A traditional crop of the region, the Khasi mandarin has always had an important presence in the daily lives of local people. Not only is it a popular and delicious food that is a mainstay of the winter season, but it is also a major source of income.
Its cultural importance is apparent in the reverence and care with which the mandarin trees are grown and maintained. Only the seeds of the healthiest trees are saved and planted, and only the healthiest saplings are moved to the orchards. Khasi mandarin producers, who maintain traditional plantation practices, ensure that each plant is given individual attention. When a sapling is shifted from a nursery to a permanent location, it is replanted in the exact same orientation with respect to the four cardinal directions. It is believed that a Khasi mandarin farmer and a plant must always face each other during plantation or else the plant will not grow.
All the communities that grow the Khasi mandarin have diverse traditional techniques of fruit storage. Some store harvested fruits inside sandy pits, others place them on the top of hearths in their traditional homes. The mandarins are available until March and sometimes even April thanks to these preservation techniques.
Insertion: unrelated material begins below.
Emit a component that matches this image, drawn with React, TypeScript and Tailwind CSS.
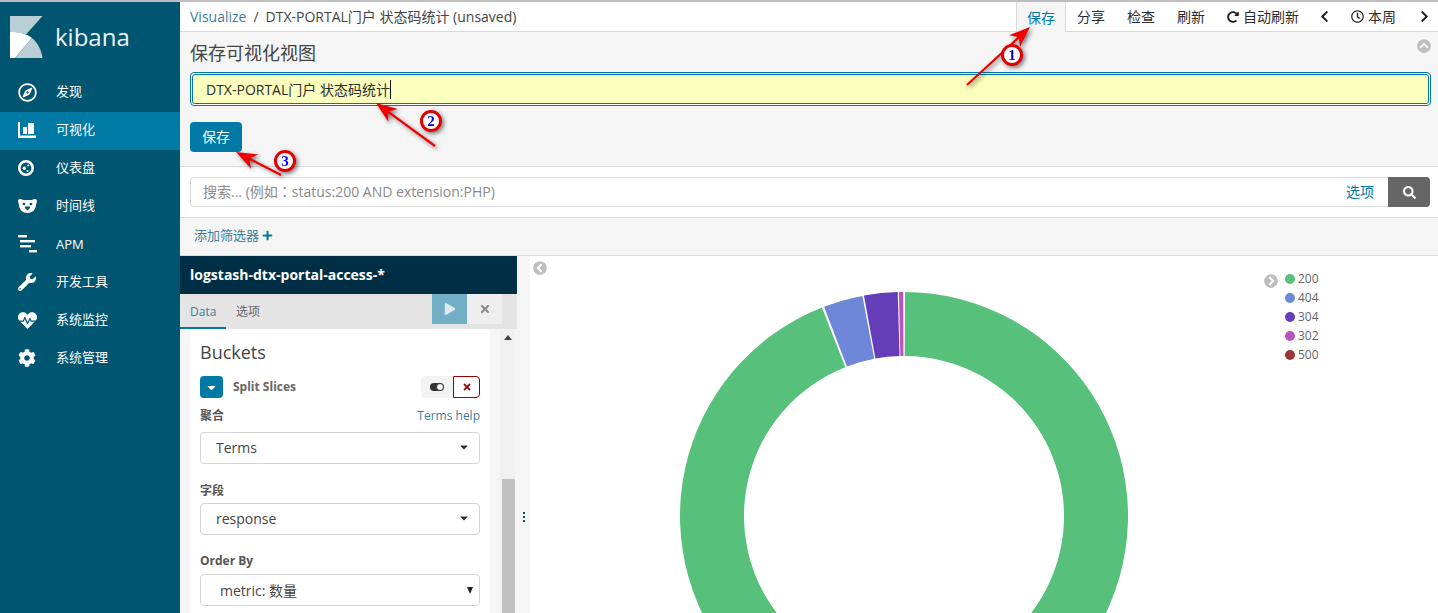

Today, most mandarin-producing households have at least 200 trees in their orchards while some farmers like Bah Running Thabah from Tmar keep about 4,000, and depend almost entirely on mandarin production.
The growers share a special connection with the mandarin, yet with the passage of time, the connection has weakened leading to a drastic drop in production volume and even number of trees. The mandarin trees are becoming more vulnerable to pest attacks and many farmers have observed reduced lifespans.
The Presidia project is an opportunity for the Khasi mandarin to reclaim its place as a fruit and plant of importance in Meghalaya, which will encourage local farmers to save their endangered traditions.
The Khasi mandarin Presidium project involves local Indigenous communities in the villages of Nongbah, Nongkdait, Nongkitieh, Tmar and Mawphu. Activities in this area are coordinated by NESFAS (North East Slow Food & Agrobiodiversity Society), which is also working to catalogue the local biodiversity.